The resistance, however, started at the top. In order to determine the final distribution scheme, Kurt directed me to meet with the Business Council without him present. He wanted to know what they would decide. They argued among themselves with a substantial faction trying to reduce and in some cases even eliminate any differentiation. One Vice President suggested we scrap the whole idea and simply provide a cost-of-living adjustment. Kurt came back into the room and informed his officers that their deliberations were unsuccessful. Agreement was quickly reached on a distribution matrix that allowed rewards from 0 to over 10%.

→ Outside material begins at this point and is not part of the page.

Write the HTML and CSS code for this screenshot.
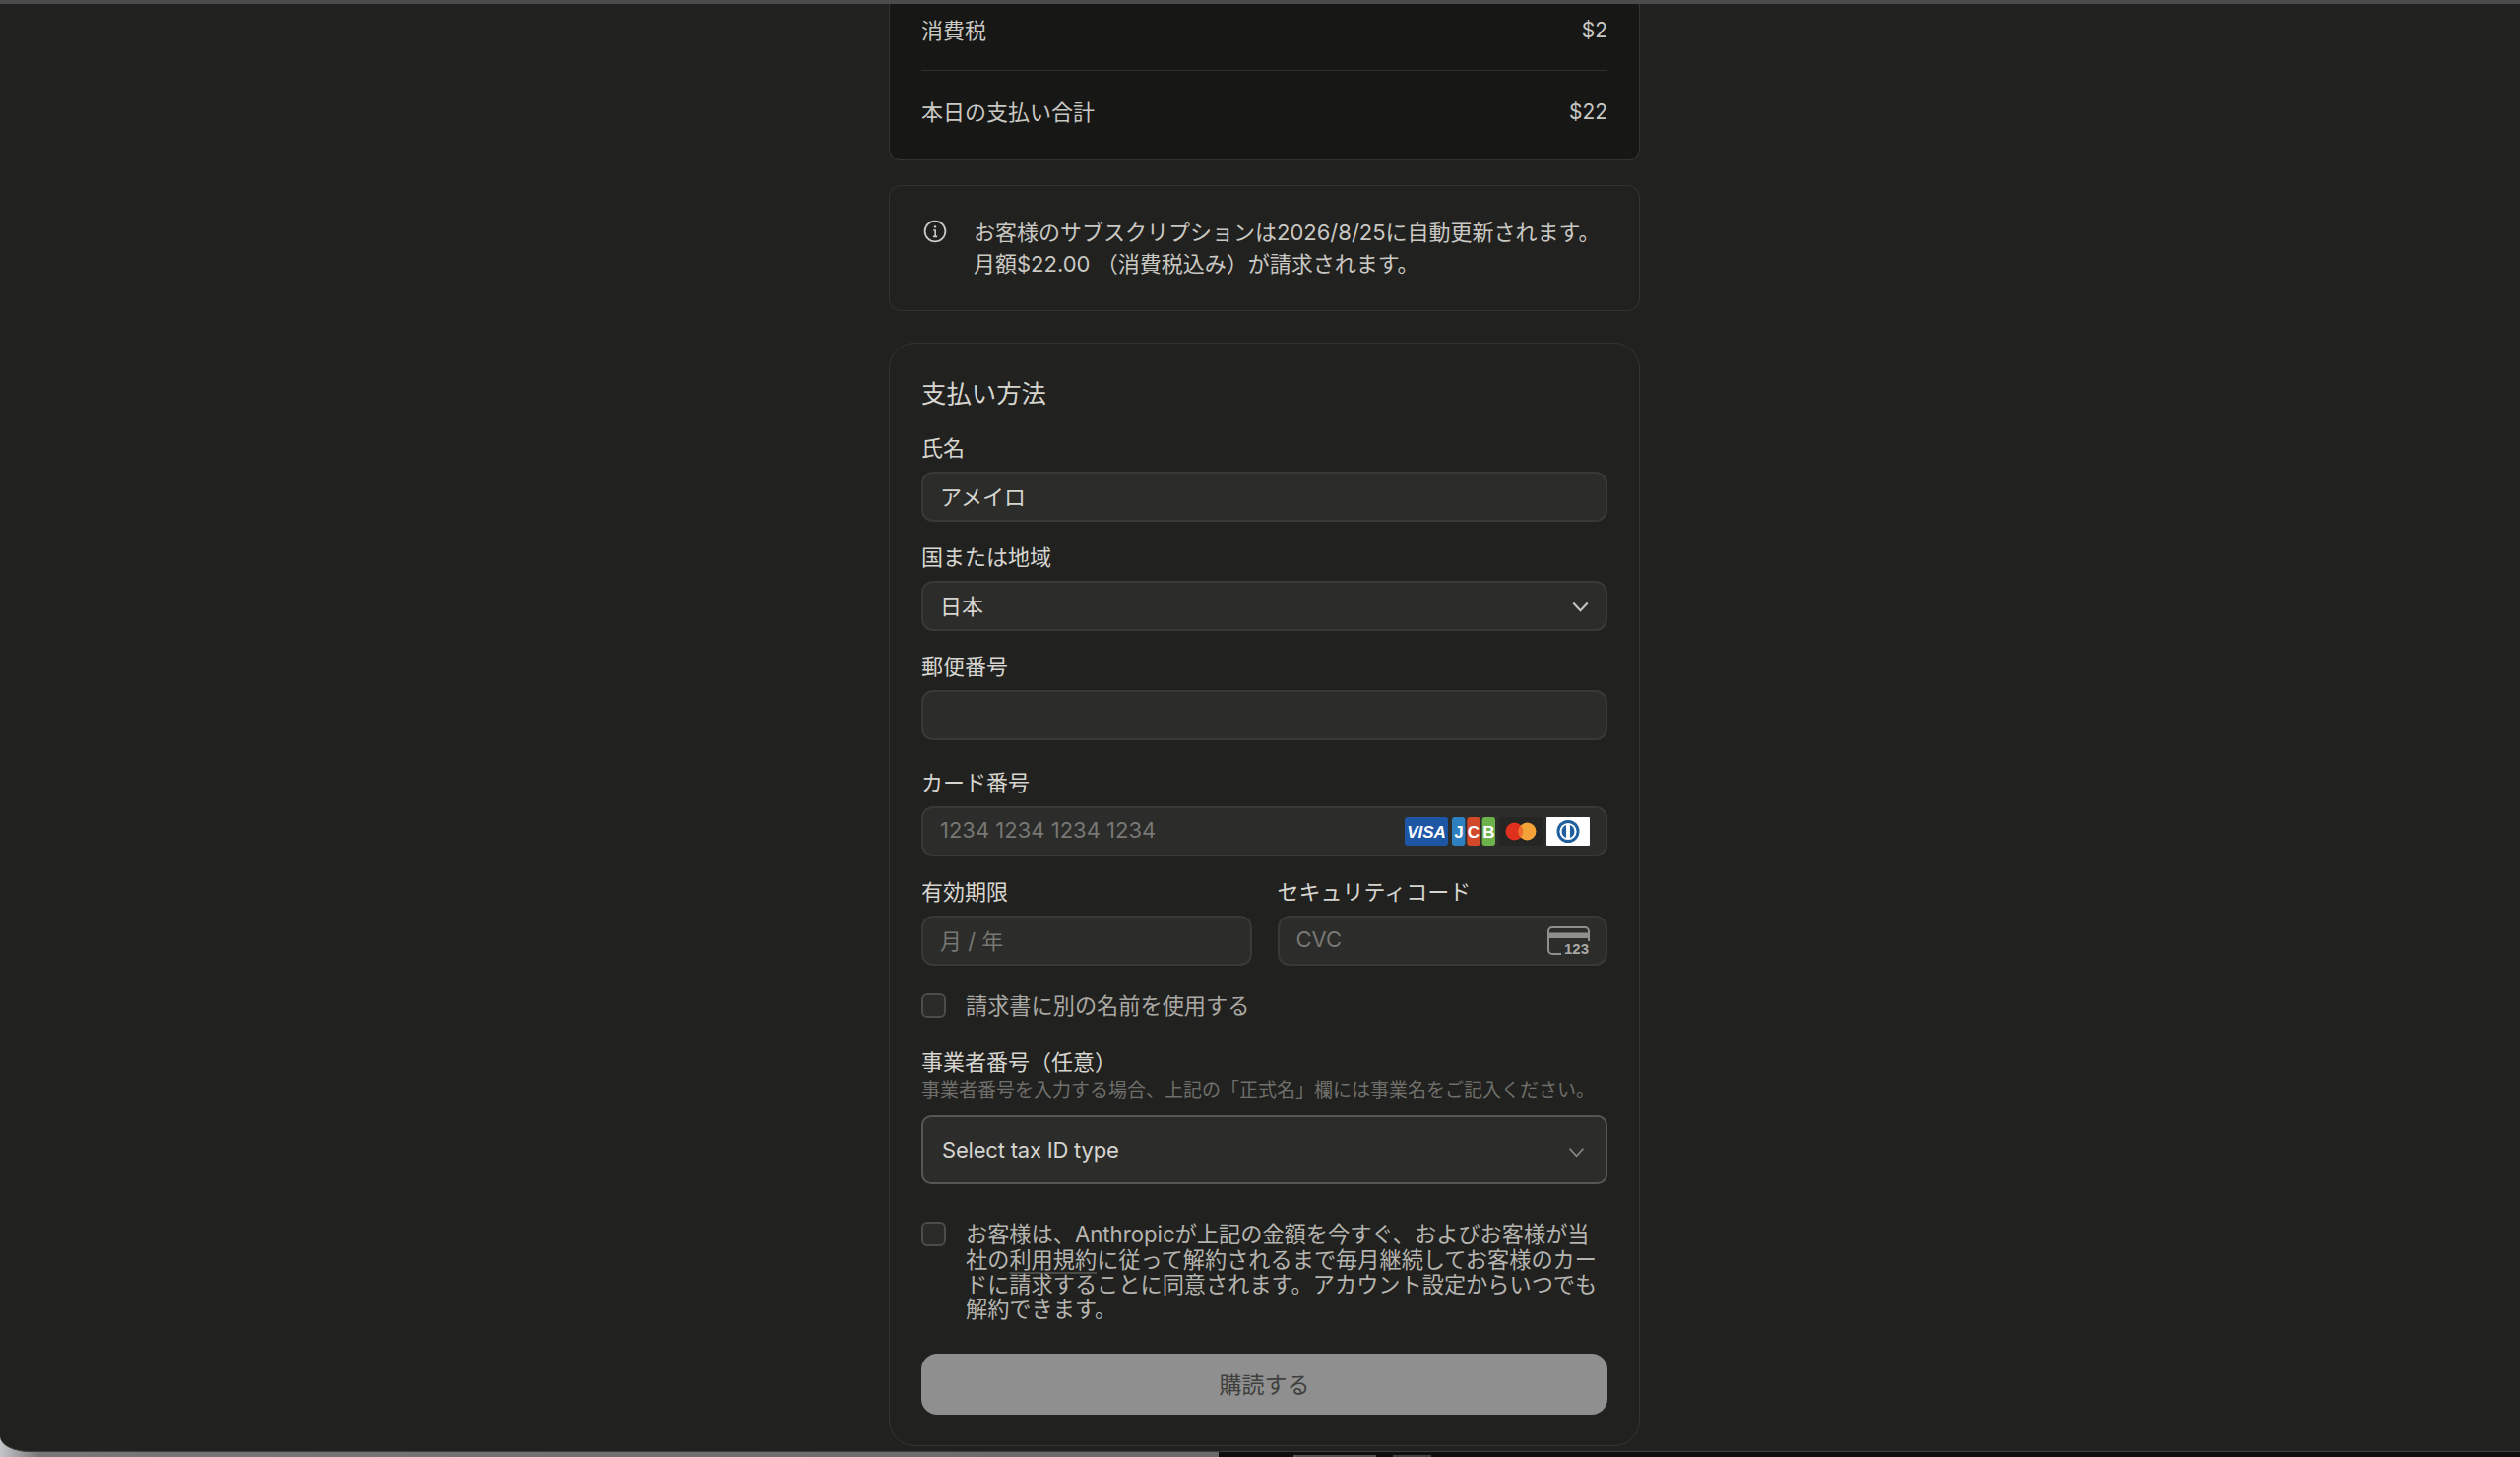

A related discussion was whether to actually use labels such as ‘Cluster 1’ to designate where employees landed in this differentiation. Kurt felt very strongly that the labeling was a bad idea. However, as we pointed out at the time, human beings like labels; they are easy signs of some reality — even if they belong to a process they abhor. Recognizing Performance not only has had to deal with this issue of labeling throughout its existence, but eventually in practice managers, HR (later SWS) consultants, General Counsel Office employment lawyers, and many other players routinely used the label in conversations and decisions about employees. More on this effect when we discuss Unintended Consequences

Early Implementation: A Critical Distinction

The interactive nature of the communication campaign extended to informational sessions that I conducted as the co-architect of the new system. Reactions ranged from uncomfortable silence to skeptical questioning. However, at a standing room only session of assessment developers, a critical shift occurred. In explaining the way in which the managers for a particular job family with calibrate the results of each individual against the Criteria for Performance Review using as anchors the illustrations harvested prior to the meetings, Steve Lazer and Walt MacDonald, then Executive Directors in that area, made important comments that not only calmed the crowd there, but also provided a context for what we were doing that was both understandable and justifiable to the employees of the world’s leading educational measurement company. First, Steve and then Walt pointed out that the underlying scheme of the calibration sessions was similar to the scoring regimen for Advanced Placement essays. The illustrations provided the ‘rubric’ and the managers constituted a group of raters. It was Steve who pointed out to those assembled that Recognizing Performance was a norm-referenced exercise, which if executed properly would resemble what ETS itself did for certain classes of test takers. Shifting the understanding of performance management to being a process that allowed us to make a ‘claim’ about an individual based upon his or her results and not some attributes furnished an important rationale for the program. Steve and Walt in a few seconds provided the words that would allow us to explain what was going to happen, how it would unfold, and why the primary requirement of fairness was met in these procedures. Without their intervention that day, I doubt that the implementation of the system would have proceeded as successfully as it did.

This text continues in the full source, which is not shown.